Доронин, забрав бумаги, ушел. А Круклис сел за стол и закурил, что делал только в минуты большого душевного волнения. Он говорил с Дорониным о Риге, о Барановой, а в сознании его все кружились мысли о полигоне, о трагедии, разыгравшейся там. И сами собой снова и снова возникали вопросы: что же там все-таки случилось? Почему? По оплошности? Из-за предательства? В какой мере все это коснулось Шефнера? И чем больше возникало перед ним подобных вопросов, тем сильнее росла уверенность в том, что, какой бы дополнительный ответ на их запрос ни пришел из партизанского отряда, без Риги им все равно не обойтись и направить туда должны именно его. Аргументов в пользу такого вывода, и очень веских, было более чем достаточно. Полигон и Рига были связаны одним делом. Полигон что-то испытывал по заданию Риги. И если связь с полигоном оборвалась, то узнать о том, что конкретно испытывали на полигоне и с какой целью, можно было теперь только там. Это, во-первых. Во-вторых: только в Риге можно было получить сведения о подлинных намерениях «Русланд-Норда», проверить тот вывод, который относительно этих намерений они сделали вместе с Ефремовым, узнать о каких-то практических шагах по воплощению этих намерений в жизнь.

В тот же день Круклис доложил все эти соображения Ефремову. Генерал выслушал его с огромным вниманием. Он ничего не отрицал и вопреки ожиданиям Доронина ни в чем не возражал. Да и что он мог возразить против доводов Круклиса?

И тем не менее он вынужден был сказать:

— Ты же знаешь, Ян Францевич, что сам я единолично отправить тебя на такое задание не могу.
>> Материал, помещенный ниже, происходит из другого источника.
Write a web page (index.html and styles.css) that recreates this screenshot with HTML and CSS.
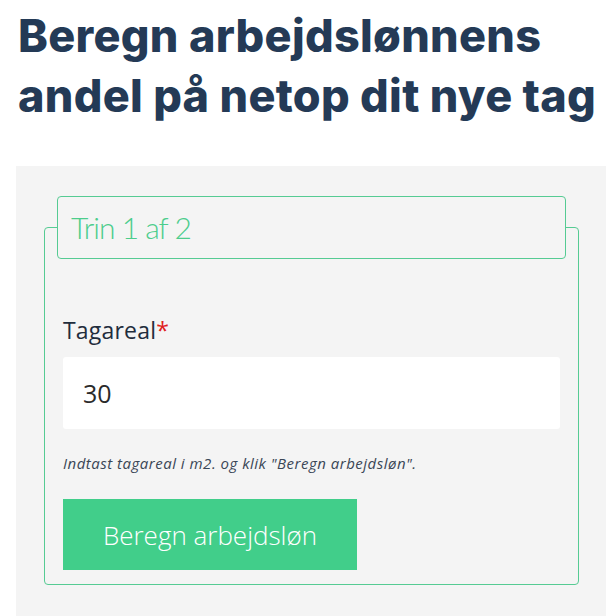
FILE: index.html
```html
<!DOCTYPE html>
<html lang="da">
  <head>
    <meta http-equiv="Content-Type" content="text/html;charset=UTF-8" />
    <meta name="viewport" content="width=device-width, initial-scale=1.0" />
    <title>Beregn arbejdsløn</title>
    <link rel="stylesheet" href="styles.css">
  </head>
  <body>
    <h1 class="title">Beregn arbejdslønnens andel på netop dit nye tag</h1>

    <section class="calc">
      <form class="calcForm">
        <fieldset class="step">
          <legend class="stepLegend">Trin 1 af 2</legend>
          <label class="fieldLabel" for="roofArea">Tagareal<span class="req">*</span></label>
          <input id="roofArea" class="fieldInput" type="text" value="30" />
          <p class="fieldHelp">Indtast tagareal i m2. og klik "Beregn arbejdsløn".</p>
          <button class="calcButton" type="button">Beregn arbejdsløn</button>
        </fieldset>
      </form>
    </section>
  </body>
</html>
```

FILE: styles.css
```css
/* Side */
body {
  margin: 0;
  padding: 0 10px 0 16px;
  background-color: #fff;
  font-family: "Open Sans", Arial, sans-serif;
  color: #1f2d3d;
}

/* Overskrift */
.title {
  margin: 6px 0 40px 2px;
  font-family: Inter, "DejaVu Sans", sans-serif;
  font-size: 45px;
  line-height: 60px;
  font-weight: 800;
  color: #243a56;
  letter-spacing: 0.3px;
}

/* Beregner */
.calc {
  background-color: #f4f4f4;
  padding: 30px 27px 40px 28px;
}

.calcForm {
  margin: 0;
}

.step {
  margin: 0;
  padding: 0 18px 14px 18px;
  border: 1px solid #56cb93;
  border-radius: 4px;
}

.stepLegend {
  box-sizing: border-box;
  width: calc(100% + 12px);
  height: 63px;
  margin-left: -6px;
  padding: 0 13px;
  border: 1px solid #56cb93;
  border-radius: 4px;
  font-family: Lato, sans-serif;
  font-weight: 300;
  font-size: 30px;
  line-height: 61px;
  letter-spacing: -1px;
  color: #4ccd8c;
}

.fieldLabel {
  display: block;
  margin-top: 57px;
  font-size: 23px;
  line-height: 28px;
  letter-spacing: 0.2px;
  color: #1f2d3d;
}

.req {
  color: #e0201c;
}

.fieldInput {
  display: block;
  box-sizing: border-box;
  width: 100%;
  height: 72px;
  margin-top: 13px;
  padding: 0 20px;
  border: none;
  border-radius: 3px;
  background-color: #fff;
  font-family: "Open Sans", sans-serif;
  font-size: 25px;
  color: #2a2a2a;
  outline: none;
}

.fieldHelp {
  margin: 24px 0 0 0;
  font-size: 15px;
  line-height: 20px;
  font-style: italic;
  letter-spacing: 0.5px;
  color: #3a4656;
}

.calcButton {
  display: block;
  width: 294px;
  height: 71px;
  margin-top: 26px;
  border: none;
  border-radius: 0;
  background-color: #41ce8a;
  color: #fff;
  font-family: "Open Sans", sans-serif;
  font-weight: 300;
  font-size: 26px;
  cursor: pointer;
}
```
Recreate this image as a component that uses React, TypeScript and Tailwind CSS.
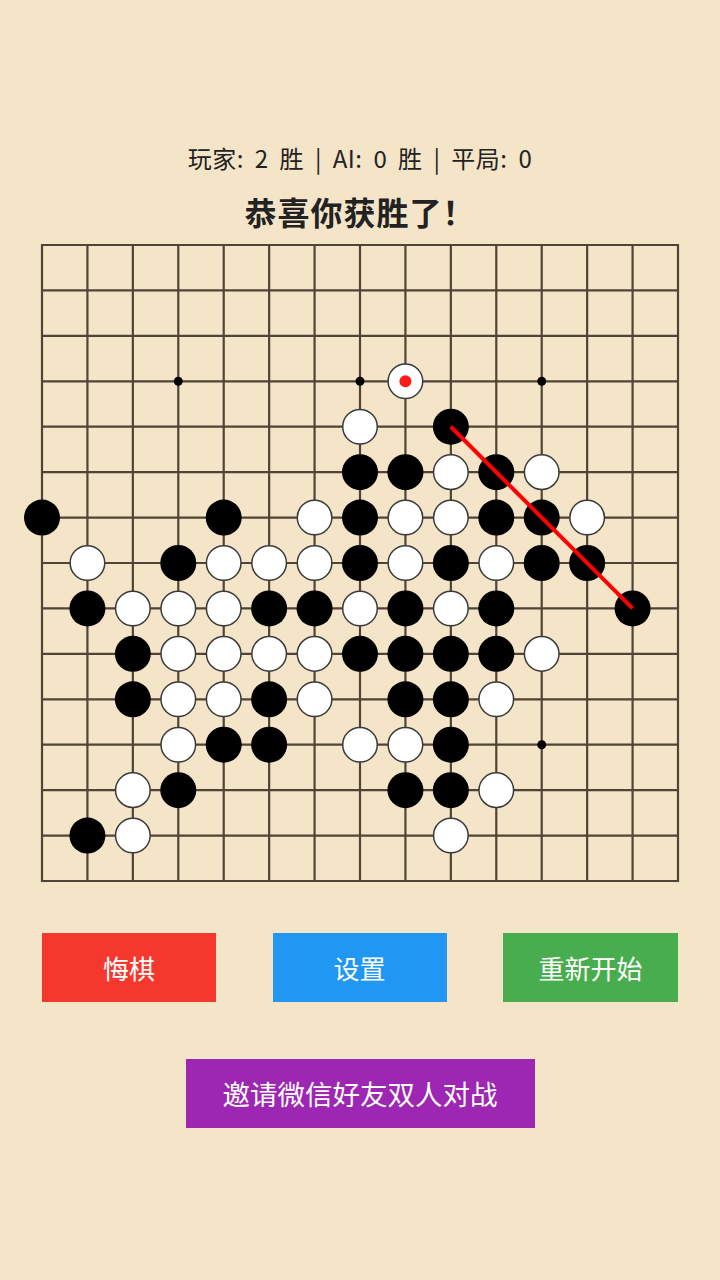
import React from 'react';

const BOARD = [
  '...............',
  '...............',
  '...............',
  '........W......',
  '.......W.B.....',
  '.......BBWBW...',
  'B...B.WBWWBBW..',
  '.W.BWWWBWBWBB..',
  '.BWWWBBWBWB..B.',
  '..BWWWWBBBBW...',
  '..BWWBW.BBW....',
  '...WBB.WWB.....',
  '..WB....BBW....',
  '.BW......W.....',
  '...............',
];

const SIZE = 15;
const X0 = 42;
const Y0 = 19;
const CELL = 636 / 14;
const STARS: [number, number][] = [
  [3, 3], [7, 3], [11, 3], [7, 7], [3, 11], [7, 11], [11, 11],
];
const LAST: [number, number] = [8, 3];
const WIN: [[number, number], [number, number]] = [[9, 4], [13, 8]];

const px = (c: number) => X0 + c * CELL;
const py = (r: number) => Y0 + r * CELL;

function Board() {
  const lines = [];
  for (let i = 0; i < SIZE; i++) {
    lines.push(<line key={'h' + i} x1={px(0) - 1} y1={py(i)} x2={px(14) + 1} y2={py(i)} stroke="#4f4436" strokeWidth={2.2} />);
    lines.push(<line key={'v' + i} x1={px(i)} y1={py(0) - 1} x2={px(i)} y2={py(14) + 1} stroke="#4f4436" strokeWidth={2.2} />);
  }
  const stones = [];
  BOARD.forEach((row, r) => {
    row.split('').forEach((ch, c) => {
      if (ch === 'B') {
        stones.push(<circle key={`s${r}-${c}`} cx={px(c)} cy={py(r)} r={18} fill="#000" />);
      } else if (ch === 'W') {
        stones.push(<circle key={`s${r}-${c}`} cx={px(c)} cy={py(r)} r={17.3} fill="#fff" stroke="#3a3a3a" strokeWidth={1.5} />);
      }
    });
  });
  return (
    <svg width={720} height={676} viewBox="0 0 720 676" className="block">
      {lines}
      {STARS.map(([c, r]) => (
        <circle key={`st${c}-${r}`} cx={px(c)} cy={py(r)} r={4.5} fill="#000" />
      ))}
      {stones}
      <circle cx={px(LAST[0])} cy={py(LAST[1])} r={6} fill="#ff1a1a" />
      <line
        x1={px(WIN[0][0])}
        y1={py(WIN[0][1])}
        x2={px(WIN[1][0])}
        y2={py(WIN[1][1])}
        stroke="#ff0000"
        strokeWidth={4}
      />
    </svg>
  );
}

export default function App() {
  return (
    <div
      className="min-h-[1280px] w-[720px] bg-[#f5e5c8] flex flex-col items-center text-[#222]"
      style={{ fontFamily: '"Noto Sans CJK SC", "Noto Sans", sans-serif' }}
    >
      <div className="pt-[140px] h-[176px] text-[24px] leading-[36px] tracking-[0.5px] [word-spacing:5px]">
        玩家: 2 胜 | AI: 0 胜 | 平局: 0
      </div>
      <div className="mt-[20px] text-[32px] leading-[30px] font-bold tracking-[1px]">恭喜你获胜了！</div>
      <Board />
      <div className="mt-[31px] w-full px-[42px] flex justify-between">
        <button className="w-[174px] h-[69px] bg-[#f4382e] text-white text-[26px]">悔棋</button>
        <button className="w-[174px] h-[69px] bg-[#1f97f3] text-white text-[26px]">设置</button>
        <button className="w-[175px] h-[69px] bg-[#48ad4e] text-white text-[26px]">重新开始</button>
      </div>
      <button className="mt-[57px] w-[349px] h-[69px] bg-[#9d26b3] text-white text-[27.5px]">邀请微信好友双人对战</button>
    </div>
  );
}
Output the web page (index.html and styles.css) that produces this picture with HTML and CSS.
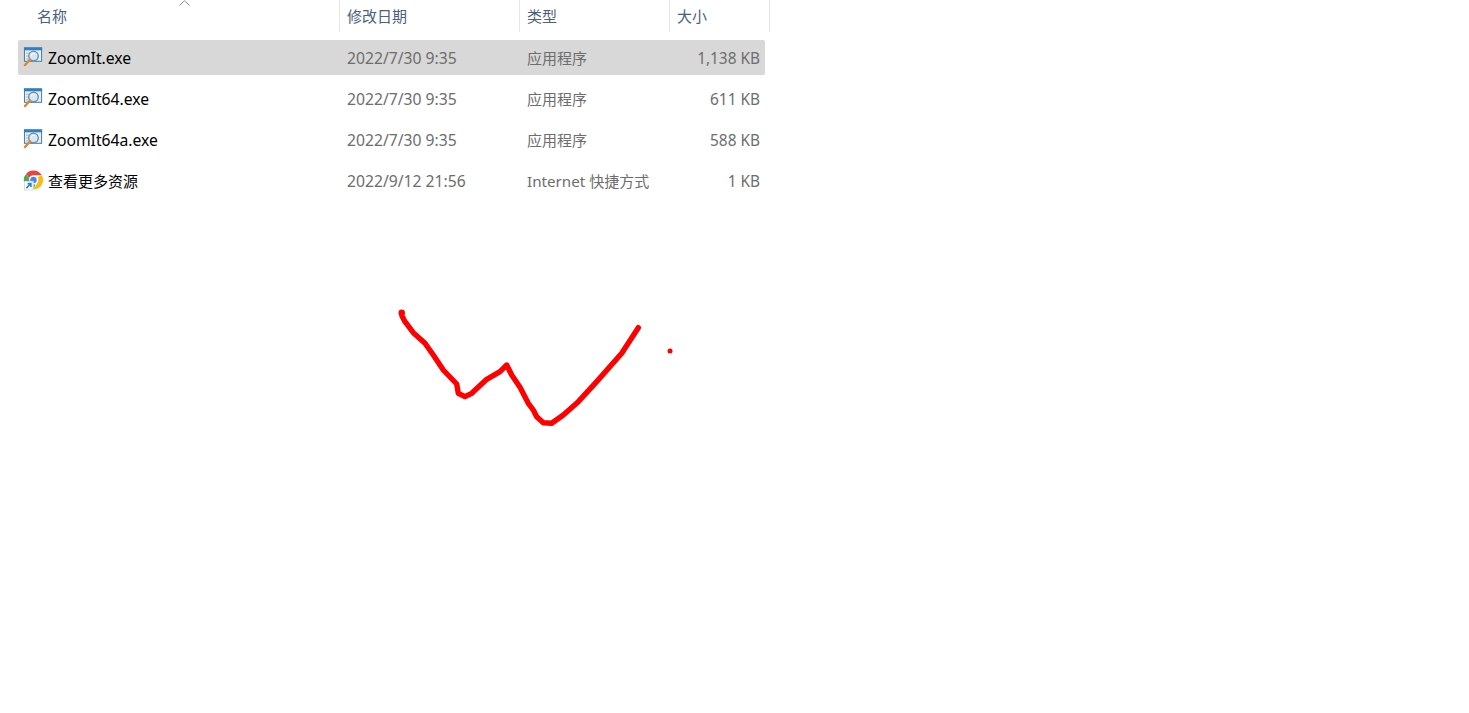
FILE: index.html
```html
<!DOCTYPE html>
<html lang="zh-CN">
<head>
  <meta charset="UTF-8" />
  <title>ZoomIt</title>
  <link rel="stylesheet" href="styles.css">
</head>
<body>
  <!-- icon sprites -->
  <svg class="sprites" width="0" height="0">
    <symbol id="zoomit" viewBox="1 0 22 22">
      <rect x="2.500" y="1.500" width="18" height="14" fill="#e6eff6" stroke="#3f76a8"/>
      <rect x="2" y="1" width="19" height="3" fill="#2f7fc4"/>
      <path d="M4 7h5M4 10h3M4 13h3" stroke="#a9b4bd"/>
      <circle cx="12" cy="10" r="5" fill="#d5e9f5" stroke="#76909f" stroke-width="1.500"/>
      <path d="M9.500 9.500a3 3 0 0 1 4-2" fill="none" stroke="#fff"/>
      <path d="M8.500 13.500L3 19.500" stroke="#d98a3d" stroke-width="2.400" stroke-linecap="round"/>
    </symbol>
    <symbol id="chrome" viewBox="0 0 22 22">
      <path d="M11 1a10 10 0 0 1 8.700 5H11a5 5 0 0 0-4.700 3.200L3.400 4.400A10 10 0 0 1 11 1z" fill="#e8453c"/>
      <path d="M19.700 6A10 10 0 0 1 11 21l4.200-7.400A5 5 0 0 0 15.300 8z" fill="#f9bc15"/>
      <path d="M3.400 4.400l4 7A5 5 0 0 0 13 15.700L11 21A10 10 0 0 1 3.400 4.400z" fill="#4aa856"/>
      <circle cx="11" cy="11" r="4" fill="#4285f4" stroke="#fff" stroke-width="1"/>
      <rect x="1" y="12" width="10" height="10" fill="#fff"/>
      <rect x="1.500" y="12.500" width="9" height="9" fill="#fff" stroke="#c4c4c4" stroke-width=".6"/>
      <path d="M3.500 19.500L8 15M4.800 14.800H8.300V18.300" fill="none" stroke="#2b7cd3" stroke-width="1.600"/>
    </symbol>
  </svg>

  <div class="explorer">
    <div class="list-header">
      <div class="col-head col-name">名称<svg class="sort-arrow" width="11" height="6" viewBox="0 0 11 6"><path d="M.5 5.500L5.500 .8l5 4.700" fill="none" stroke="#8a8a8a"/></svg></div>
      <div class="col-head col-date">修改日期</div>
      <div class="col-head col-type">类型</div>
      <div class="col-head col-size">大小</div>
    </div>

    <div class="file-list">
      <div class="file-row selected">
        <div class="file-name"><svg class="file-icon"><use href="#zoomit"/></svg>ZoomIt.exe</div>
        <div class="file-date">2022/7/30 9:35</div>
        <div class="file-type cjk">应用程序</div>
        <div class="file-size">1,138 KB</div>
      </div>
      <div class="file-row">
        <div class="file-name"><svg class="file-icon"><use href="#zoomit"/></svg>ZoomIt64.exe</div>
        <div class="file-date">2022/7/30 9:35</div>
        <div class="file-type cjk">应用程序</div>
        <div class="file-size">611 KB</div>
      </div>
      <div class="file-row">
        <div class="file-name"><svg class="file-icon"><use href="#zoomit"/></svg>ZoomIt64a.exe</div>
        <div class="file-date">2022/7/30 9:35</div>
        <div class="file-type cjk">应用程序</div>
        <div class="file-size">588 KB</div>
      </div>
      <div class="file-row">
        <div class="file-name cjk"><svg class="file-icon shortcut"><use href="#chrome"/></svg>查看更多资源</div>
        <div class="file-date">2022/9/12 21:56</div>
        <div class="file-type link-type">Internet <span class="cjk">快捷方式</span></div>
        <div class="file-size">1 KB</div>
      </div>
    </div>
  </div>

  <!-- pen annotation on top of the screen -->
  <svg class="ink" width="1469" height="713" viewBox="0 0 1469 713">
    <path d="M401.700 312.700L402 316L405 321.700L413.300 332.700L425 343.300L433.300 355L443.300 370L456.700 384L458.300 393.300L465 396.700L471.700 393.300L486.700 379.300L500 371.700L506.700 365L511.700 375L520 387.300L528.300 403.300L533.300 410L536.700 416.700L543.300 422.700L551.700 423.300L563.300 415L578.300 401.700L596.700 381.700L621.700 353.300L638.300 327.700" fill="none" stroke="#fe0000" stroke-width="5.400" stroke-linecap="round" stroke-linejoin="round"/>
    <circle cx="401.700" cy="312.700" r="3.200" fill="#fe0000"/>
    <circle cx="670" cy="351" r="2.500" fill="#fe0000"/>
  </svg>
</body>
</html>
```

FILE: styles.css
```css
html, body {
  margin: 0;
  padding: 0;
  height: 100%;
  overflow: hidden;
  background: #fff;
  font-family: "Noto Sans", "Noto Sans CJK SC", sans-serif;
  font-size: 15.7px;
}

.cjk {
  font-size: 15px;
}

.sprites {
  display: block;
}

.explorer {
  width: 770px;
}

.list-header {
  display: grid;
  grid-template-columns: 322px 180px 150px 100px;
  height: 32px;
  margin-left: 18px;
  margin-bottom: 8px;
  color: #4c607a;
}

.col-head {
  display: flex;
  align-items: center;
  padding-left: 7px;
  padding-bottom: 2px;
  border-right: 1px solid #e5e5e5;
  font-size: 15px;
}

.col-name {
  padding-left: 19px;
  position: relative;
}

.sort-arrow {
  position: absolute;
  left: 161px;
  top: 0;
}

.file-list {
  display: flex;
  flex-direction: column;
  gap: 6px;
  margin-left: 18px;
  width: 747px;
}

.file-row {
  display: grid;
  grid-template-columns: 322px 180px 150px 95px;
  align-items: center;
  height: 35px;
  border-radius: 2px;
  color: #6d6d6d;
}

.file-row.selected {
  background: #d8d8d8;
}

.file-name {
  display: flex;
  align-items: center;
  gap: 4px;
  padding-left: 5px;
  color: #000;
}

.file-icon {
  width: 21px;
  height: 22px;
  margin-top: -2px;
}

.file-icon.shortcut {
  margin-top: -1px;
}

.file-date, .file-type {
  padding-left: 7px;
}

.link-type {
  font-size: 15.2px;
}

.file-size {
  text-align: right;
  padding-top: 2px;
  padding-right: 5px;
  font-size: 15.4px;
}

.ink {
  position: absolute;
  left: 0;
  top: 0;
  pointer-events: none;
}
```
— Знаю, — ответил Круклис. — Но мне важно, чтобы вы меня поддержали.

Ефремов задумался.

— А если меня спросят: у тебя, кроме него, некого послать? Что я должен буду ответить? — спросил он.

— Скажите руководству, что мне это задание объективно выполнить будет легче. Многих подпольщиков я лично знаю. Встречался еще до войны. Так что контакт с ними у меня будет надежней. А значит, и результат совместной работы может быть достигнут более высокий, — посоветовал Круклис.